■ Source excerpt:

<<<<

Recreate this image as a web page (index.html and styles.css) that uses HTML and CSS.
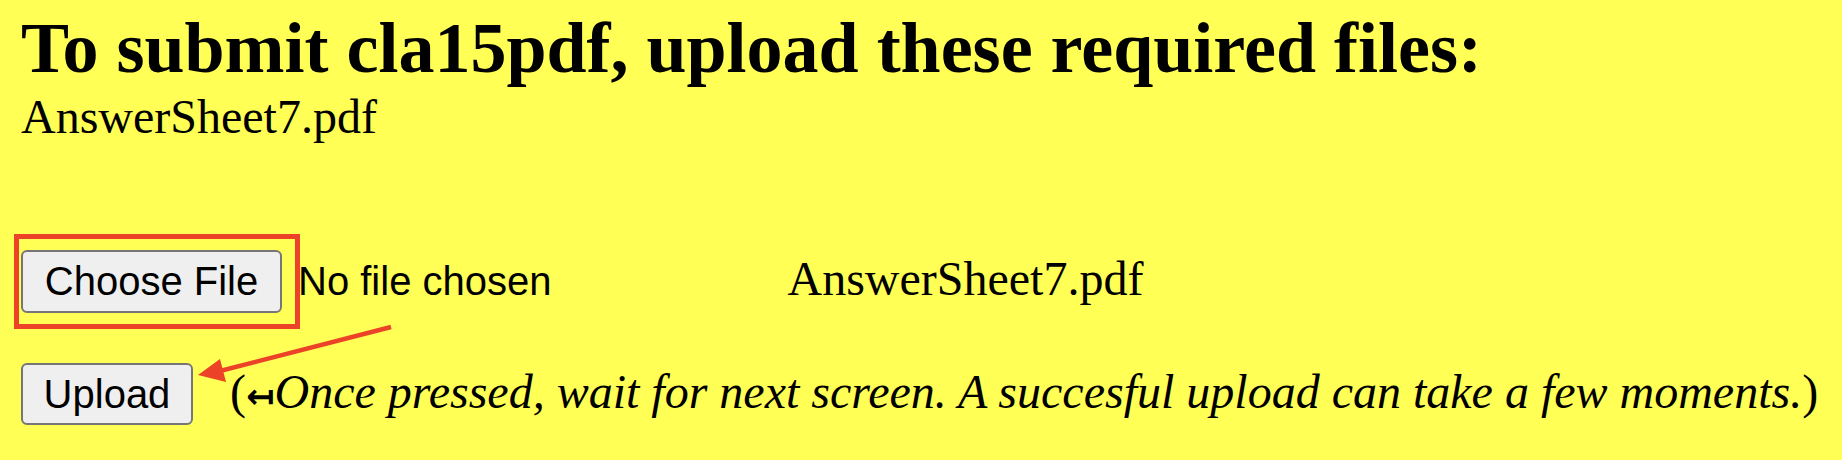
FILE: index.html
```html
<!DOCTYPE html>
<html lang="en">
<head>
<meta charset="utf-8">
<title>Upload required files</title>
<link rel="stylesheet" href="styles.css">
</head>
<body>
<main class="page">
  <h2 class="title">To submit cla15pdf, upload these required files:</h2>
  <p class="req">AnswerSheet7.pdf</p>

  <div class="file-row">
    <div class="picker">
      <span class="btn-wrap">
        <button class="btn btn-choose" type="button">Choose File</button>
        <span class="highlight"></span>
      </span>
      <span class="status">No file chosen</span>
    </div>
    <span class="fname">AnswerSheet7.pdf</span>
  </div>

  <div class="upload-row">
    <button class="btn btn-upload" type="button">Upload</button>
    <span class="note">(<span class="larrow">↤</span><i>Once pressed, wait for next screen. A succesful upload can take a few moments.</i>)</span>
  </div>

  <svg class="callout" width="1842" height="460" viewBox="0 0 1842 460" aria-hidden="true">
    <line x1="391" y1="327" x2="220" y2="371" stroke="#eb4228" stroke-width="4.5" stroke-linecap="butt"/>
    <polygon points="198,375 220,359 226,382" fill="#eb4228"/>
  </svg>
</main>
</body>
</html>
```

FILE: styles.css
```css
html, body {
  margin: 0;
  padding: 0;
  background: #ffff55;
}

body {
  font-family: "Liberation Serif", "Times New Roman", serif;
  color: #000;
  width: 1842px;
  height: 460px;
  overflow: hidden;
}

.page {
  position: relative;
  padding: 8px 0 0 21px;
  height: 452px;
}

.title {
  margin: 0;
  font-size: 72px;
  font-weight: bold;
  line-height: 80px;
  white-space: nowrap;
}

.req {
  margin: 1px 0 0;
  font-size: 48px;
  line-height: 56px;
}

.file-row {
  margin-top: 105px;
  display: flex;
  align-items: baseline;
  column-gap: 236px;
}

.picker {
  display: flex;
  align-items: baseline;
  column-gap: 16px;
}

.btn-wrap {
  position: relative;
  display: inline-flex;
}

.btn {
  box-sizing: border-box;
  margin: 0;
  padding: 0;
  font-family: "Liberation Sans", Arial, sans-serif;
  font-size: 40px;
  color: #000;
  background: #efefef;
  border: 2px solid #767676;
  border-radius: 6px;
  text-align: center;
}

.btn-choose {
  width: 261px;
  height: 63px;
}

.btn-upload {
  width: 172px;
  height: 62px;
}

.highlight {
  position: absolute;
  left: -7px;
  top: -16px;
  width: 286px;
  height: 95px;
  box-sizing: border-box;
  border: 5px solid #eb4228;
  pointer-events: none;
}

.status {
  font-family: "Liberation Sans", Arial, sans-serif;
  font-size: 40px;
}

.fname {
  font-size: 48px;
}

.upload-row {
  margin-top: 50px;
  display: flex;
  align-items: baseline;
}

.note {
  margin-left: 37px;
  font-size: 48px;
  white-space: nowrap;
}

.larrow {
  font-family: "DejaVu Sans", sans-serif;
  font-size: 34px;
  font-weight: bold;
}

.note i {
  font-style: italic;
}

.callout {
  position: absolute;
  left: 0;
  top: 0;
  pointer-events: none;
}
```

>>>>

■ What you will do:
Pictures are excluded; copy all other data exactly as shown.

■ Task output:
Recreate this image as a web page (index.html and styles.css) that uses HTML and CSS.
FILE: index.html
```html
<!DOCTYPE html>
<html lang="en">
<head>
<meta charset="utf-8">
<title>Upload required files</title>
<link rel="stylesheet" href="styles.css">
</head>
<body>
<main class="page">
  <h2 class="title">To submit cla15pdf, upload these required files:</h2>
  <p class="req">AnswerSheet7.pdf</p>

  <div class="file-row">
    <div class="picker">
      <span class="btn-wrap">
        <button class="btn btn-choose" type="button">Choose File</button>
        <span class="highlight"></span>
      </span>
      <span class="status">No file chosen</span>
    </div>
    <span class="fname">AnswerSheet7.pdf</span>
  </div>

  <div class="upload-row">
    <button class="btn btn-upload" type="button">Upload</button>
    <span class="note">(<span class="larrow">↤</span><i>Once pressed, wait for next screen. A succesful upload can take a few moments.</i>)</span>
  </div>

  <svg class="callout" width="1842" height="460" viewBox="0 0 1842 460" aria-hidden="true">
    <line x1="391" y1="327" x2="220" y2="371" stroke="#eb4228" stroke-width="4.5" stroke-linecap="butt"/>
    <polygon points="198,375 220,359 226,382" fill="#eb4228"/>
  </svg>
</main>
</body>
</html>
```

FILE: styles.css
```css
html, body {
  margin: 0;
  padding: 0;
  background: #ffff55;
}

body {
  font-family: "Liberation Serif", "Times New Roman", serif;
  color: #000;
  width: 1842px;
  height: 460px;
  overflow: hidden;
}

.page {
  position: relative;
  padding: 8px 0 0 21px;
  height: 452px;
}

.title {
  margin: 0;
  font-size: 72px;
  font-weight: bold;
  line-height: 80px;
  white-space: nowrap;
}

.req {
  margin: 1px 0 0;
  font-size: 48px;
  line-height: 56px;
}

.file-row {
  margin-top: 105px;
  display: flex;
  align-items: baseline;
  column-gap: 236px;
}

.picker {
  display: flex;
  align-items: baseline;
  column-gap: 16px;
}

.btn-wrap {
  position: relative;
  display: inline-flex;
}

.btn {
  box-sizing: border-box;
  margin: 0;
  padding: 0;
  font-family: "Liberation Sans", Arial, sans-serif;
  font-size: 40px;
  color: #000;
  background: #efefef;
  border: 2px solid #767676;
  border-radius: 6px;
  text-align: center;
}

.btn-choose {
  width: 261px;
  height: 63px;
}

.btn-upload {
  width: 172px;
  height: 62px;
}

.highlight {
  position: absolute;
  left: -7px;
  top: -16px;
  width: 286px;
  height: 95px;
  box-sizing: border-box;
  border: 5px solid #eb4228;
  pointer-events: none;
}

.status {
  font-family: "Liberation Sans", Arial, sans-serif;
  font-size: 40px;
}

.fname {
  font-size: 48px;
}

.upload-row {
  margin-top: 50px;
  display: flex;
  align-items: baseline;
}

.note {
  margin-left: 37px;
  font-size: 48px;
  white-space: nowrap;
}

.larrow {
  font-family: "DejaVu Sans", sans-serif;
  font-size: 34px;
  font-weight: bold;
}

.note i {
  font-style: italic;
}

.callout {
  position: absolute;
  left: 0;
  top: 0;
  pointer-events: none;
}
```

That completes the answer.